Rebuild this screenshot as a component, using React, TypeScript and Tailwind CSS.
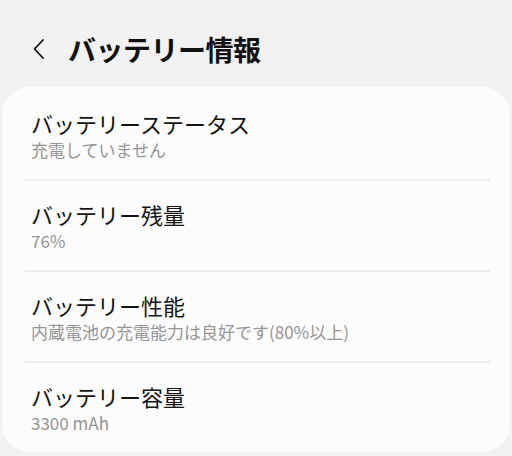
import React from 'react';

const items = [
  { title: 'バッテリーステータス', sub: '充電していません' },
  { title: 'バッテリー残量', sub: '76%' },
  { title: 'バッテリー性能', sub: '内蔵電池の充電能力は良好です(80%以上)' },
  { title: 'バッテリー容量', sub: '3300 mAh' },
];

const font = { fontFamily: '"Noto Sans CJK JP", "Noto Sans", Roboto, sans-serif' };

export default function App() {
  return (
    <div className="w-[512px] h-[456px] bg-[#f2f2f2] overflow-hidden" style={font}>
      <div className="h-[87px] flex items-center pl-[30px] pt-[11px]">
        <svg width="18" height="24" viewBox="0 0 18 24" className="mr-[20px]">
          <path d="M13 3 L4.5 12 L13 21" fill="none" stroke="#111" strokeWidth="1.8" strokeLinecap="round" strokeLinejoin="round" />
        </svg>
        <h1 className="text-[28px] font-bold text-[#111] leading-none tracking-[-0.5px]">バッテリー情報</h1>
      </div>
      <div className="mx-[2px] h-[365px] bg-[#fcfcfc] rounded-[28px] pt-[3px]">
        {items.map((it, i) => (
          <div key={i}>
            {i > 0 && <div className="ml-[23px] mr-[20px] h-[2px] bg-[#ececec]" />}
            <div className="pl-[29px] pt-[18px] pb-[18px]">
              <div className="text-[22px] leading-[30px] text-[#141414]">{it.title}</div>
              <div className="text-[17px] leading-[22px] text-[#959595] mt-[1px]">{it.sub}</div>
            </div>
          </div>
        ))}
      </div>
    </div>
  );
}
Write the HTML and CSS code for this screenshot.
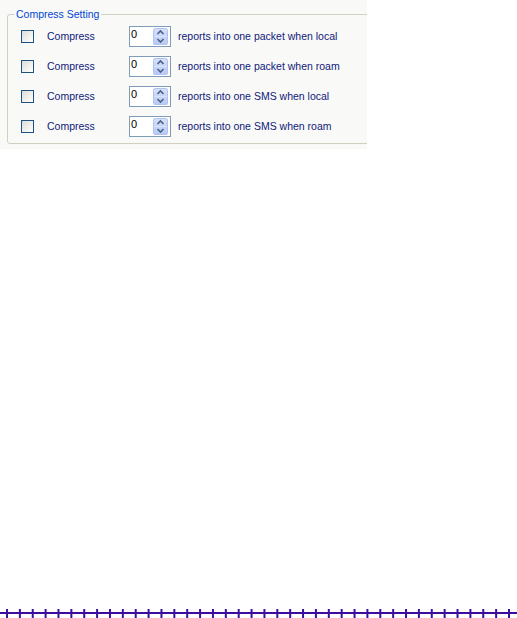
FILE: index.html
```html
<!DOCTYPE html>
<html lang="en">
<head>
  <meta charset="UTF-8">
  <title>Compress Setting</title>
  <link rel="stylesheet" href="styles.css">
</head>
<body>
  <div class="panel">
    <fieldset class="group">
      <legend>Compress Setting</legend>

      <div class="row">
        <span class="check"></span>
        <span class="label">Compress</span>
        <span class="spin"><span class="value">0</span><span class="arrows"></span></span>
        <span class="desc">reports into one packet when local</span>
      </div>
      <div class="row">
        <span class="check"></span>
        <span class="label">Compress</span>
        <span class="spin"><span class="value">0</span><span class="arrows"></span></span>
        <span class="desc">reports into one packet when roam</span>
      </div>
      <div class="row">
        <span class="check"></span>
        <span class="label">Compress</span>
        <span class="spin"><span class="value">0</span><span class="arrows"></span></span>
        <span class="desc">reports into one SMS when local</span>
      </div>
      <div class="row">
        <span class="check"></span>
        <span class="label">Compress</span>
        <span class="spin"><span class="value">0</span><span class="arrows"></span></span>
        <span class="desc">reports into one SMS when roam</span>
      </div>
    </fieldset>
  </div>

  <!-- timeline ruler at the bottom -->
  <svg class="ruler" width="517" height="9" viewBox="0 0 517 9">
    <defs>
      <pattern id="ticks" x="6" y="0" width="12.872" height="9" patternUnits="userSpaceOnUse">
        <rect width="2" height="9" fill="#3b0f9c"/>
      </pattern>
    </defs>
    <rect x="0" y="0" width="517" height="9" fill="url(#ticks)"/>
    <rect x="0" y="3" width="517" height="2" fill="#3b0f9c"/>
  </svg>
</body>
</html>
```

FILE: styles.css
```css
body {
  margin: 0;
  height: 618px;
  display: flex;
  flex-direction: column;
  background: #ffffff;
  font-family: "Liberation Sans", Arial, sans-serif;
  font-size: 10.5px;
  overflow: hidden;
}

.panel {
  width: 367px;
  height: 149px;
  box-sizing: border-box;
  padding-top: 8px;
  background: #f9f9f8;
  overflow: hidden;
}

.group {
  margin: 0 0 0 7px;
  padding: 0 0 2px 0;
  width: 380px;
  box-sizing: border-box;
  border: 1px solid #d0d0bf;
  border-radius: 3px;
}

.group legend {
  margin-left: 6px;
  padding: 0 2px;
  line-height: 13px;
  color: #0046d5;
}

.row {
  display: flex;
  align-items: center;
  height: 30px;
}

.check {
  width: 11px;
  height: 11px;
  margin-left: 13px;
  border: 1px solid #1c5180;
  background: linear-gradient(135deg, #dcdcd7, #ffffff);
}

.label {
  width: 82px;
  margin-left: 13px;
  color: #10207a;
}

.spin {
  width: 42px;
  height: 21px;
  box-sizing: border-box;
  border: 1px solid #7f9db9;
  background: #ffffff;
  display: flex;
  align-items: center;
  justify-content: space-between;
  padding: 1px 2px 1px 1px;
}

.spin .value {
  font-size: 11px;
  color: #000000;
  line-height: 13px;
  margin-top: -4px;
}

.arrows {
  width: 15px;
  height: 17px;
  border-radius: 2px;
  background-color: #c3d3f8;
  background-image:
    url("data:image/svg+xml;utf8,<svg xmlns='http://www.w3.org/2000/svg' width='15' height='17'><rect x='0.5' y='0.5' width='14' height='16' rx='2' fill='none' stroke='%23b1c4ef'/><line x1='1' y1='8.5' x2='14' y2='8.5' stroke='%23dbe4fa'/><polyline points='4.5,6 7.5,3 10.5,6' fill='none' stroke='%234d6185' stroke-width='1.6'/><polyline points='4.5,11 7.5,14 10.5,11' fill='none' stroke='%234d6185' stroke-width='1.6'/></svg>"),
    linear-gradient(#d6e1fb, #b6c9f5);
}

.desc {
  margin-left: 7px;
  color: #10207a;
}

.ruler {
  display: block;
  margin-top: auto;
}
```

+++++

◆ PROBLEM DETAILS
Transcribe the whole listing exactly. Pictures are excluded.

◆ RESPONSE TO THE TASK
Rebuild this screenshot as a component, using React, TypeScript and Tailwind CSS.
import React from 'react';

const items = [
  { title: 'バッテリーステータス', sub: '充電していません' },
  { title: 'バッテリー残量', sub: '76%' },
  { title: 'バッテリー性能', sub: '内蔵電池の充電能力は良好です(80%以上)' },
  { title: 'バッテリー容量', sub: '3300 mAh' },
];

const font = { fontFamily: '"Noto Sans CJK JP", "Noto Sans", Roboto, sans-serif' };

export default function App() {
  return (
    <div className="w-[512px] h-[456px] bg-[#f2f2f2] overflow-hidden" style={font}>
      <div className="h-[87px] flex items-center pl-[30px] pt-[11px]">
        <svg width="18" height="24" viewBox="0 0 18 24" className="mr-[20px]">
          <path d="M13 3 L4.5 12 L13 21" fill="none" stroke="#111" strokeWidth="1.8" strokeLinecap="round" strokeLinejoin="round" />
        </svg>
        <h1 className="text-[28px] font-bold text-[#111] leading-none tracking-[-0.5px]">バッテリー情報</h1>
      </div>
      <div className="mx-[2px] h-[365px] bg-[#fcfcfc] rounded-[28px] pt-[3px]">
        {items.map((it, i) => (
          <div key={i}>
            {i > 0 && <div className="ml-[23px] mr-[20px] h-[2px] bg-[#ececec]" />}
            <div className="pl-[29px] pt-[18px] pb-[18px]">
              <div className="text-[22px] leading-[30px] text-[#141414]">{it.title}</div>
              <div className="text-[17px] leading-[22px] text-[#959595] mt-[1px]">{it.sub}</div>
            </div>
          </div>
        ))}
      </div>
    </div>
  );
}
Write the HTML and CSS code for this screenshot.
FILE: index.html
```html
<!DOCTYPE html>
<html lang="en">
<head>
  <meta charset="UTF-8">
  <title>Compress Setting</title>
  <link rel="stylesheet" href="styles.css">
</head>
<body>
  <div class="panel">
    <fieldset class="group">
      <legend>Compress Setting</legend>

      <div class="row">
        <span class="check"></span>
        <span class="label">Compress</span>
        <span class="spin"><span class="value">0</span><span class="arrows"></span></span>
        <span class="desc">reports into one packet when local</span>
      </div>
      <div class="row">
        <span class="check"></span>
        <span class="label">Compress</span>
        <span class="spin"><span class="value">0</span><span class="arrows"></span></span>
        <span class="desc">reports into one packet when roam</span>
      </div>
      <div class="row">
        <span class="check"></span>
        <span class="label">Compress</span>
        <span class="spin"><span class="value">0</span><span class="arrows"></span></span>
        <span class="desc">reports into one SMS when local</span>
      </div>
      <div class="row">
        <span class="check"></span>
        <span class="label">Compress</span>
        <span class="spin"><span class="value">0</span><span class="arrows"></span></span>
        <span class="desc">reports into one SMS when roam</span>
      </div>
    </fieldset>
  </div>

  <!-- timeline ruler at the bottom -->
  <svg class="ruler" width="517" height="9" viewBox="0 0 517 9">
    <defs>
      <pattern id="ticks" x="6" y="0" width="12.872" height="9" patternUnits="userSpaceOnUse">
        <rect width="2" height="9" fill="#3b0f9c"/>
      </pattern>
    </defs>
    <rect x="0" y="0" width="517" height="9" fill="url(#ticks)"/>
    <rect x="0" y="3" width="517" height="2" fill="#3b0f9c"/>
  </svg>
</body>
</html>
```

FILE: styles.css
```css
body {
  margin: 0;
  height: 618px;
  display: flex;
  flex-direction: column;
  background: #ffffff;
  font-family: "Liberation Sans", Arial, sans-serif;
  font-size: 10.5px;
  overflow: hidden;
}

.panel {
  width: 367px;
  height: 149px;
  box-sizing: border-box;
  padding-top: 8px;
  background: #f9f9f8;
  overflow: hidden;
}

.group {
  margin: 0 0 0 7px;
  padding: 0 0 2px 0;
  width: 380px;
  box-sizing: border-box;
  border: 1px solid #d0d0bf;
  border-radius: 3px;
}

.group legend {
  margin-left: 6px;
  padding: 0 2px;
  line-height: 13px;
  color: #0046d5;
}

.row {
  display: flex;
  align-items: center;
  height: 30px;
}

.check {
  width: 11px;
  height: 11px;
  margin-left: 13px;
  border: 1px solid #1c5180;
  background: linear-gradient(135deg, #dcdcd7, #ffffff);
}

.label {
  width: 82px;
  margin-left: 13px;
  color: #10207a;
}

.spin {
  width: 42px;
  height: 21px;
  box-sizing: border-box;
  border: 1px solid #7f9db9;
  background: #ffffff;
  display: flex;
  align-items: center;
  justify-content: space-between;
  padding: 1px 2px 1px 1px;
}

.spin .value {
  font-size: 11px;
  color: #000000;
  line-height: 13px;
  margin-top: -4px;
}

.arrows {
  width: 15px;
  height: 17px;
  border-radius: 2px;
  background-color: #c3d3f8;
  background-image:
    url("data:image/svg+xml;utf8,<svg xmlns='http://www.w3.org/2000/svg' width='15' height='17'><rect x='0.5' y='0.5' width='14' height='16' rx='2' fill='none' stroke='%23b1c4ef'/><line x1='1' y1='8.5' x2='14' y2='8.5' stroke='%23dbe4fa'/><polyline points='4.5,6 7.5,3 10.5,6' fill='none' stroke='%234d6185' stroke-width='1.6'/><polyline points='4.5,11 7.5,14 10.5,11' fill='none' stroke='%234d6185' stroke-width='1.6'/></svg>"),
    linear-gradient(#d6e1fb, #b6c9f5);
}

.desc {
  margin-left: 7px;
  color: #10207a;
}

.ruler {
  display: block;
  margin-top: auto;
}
```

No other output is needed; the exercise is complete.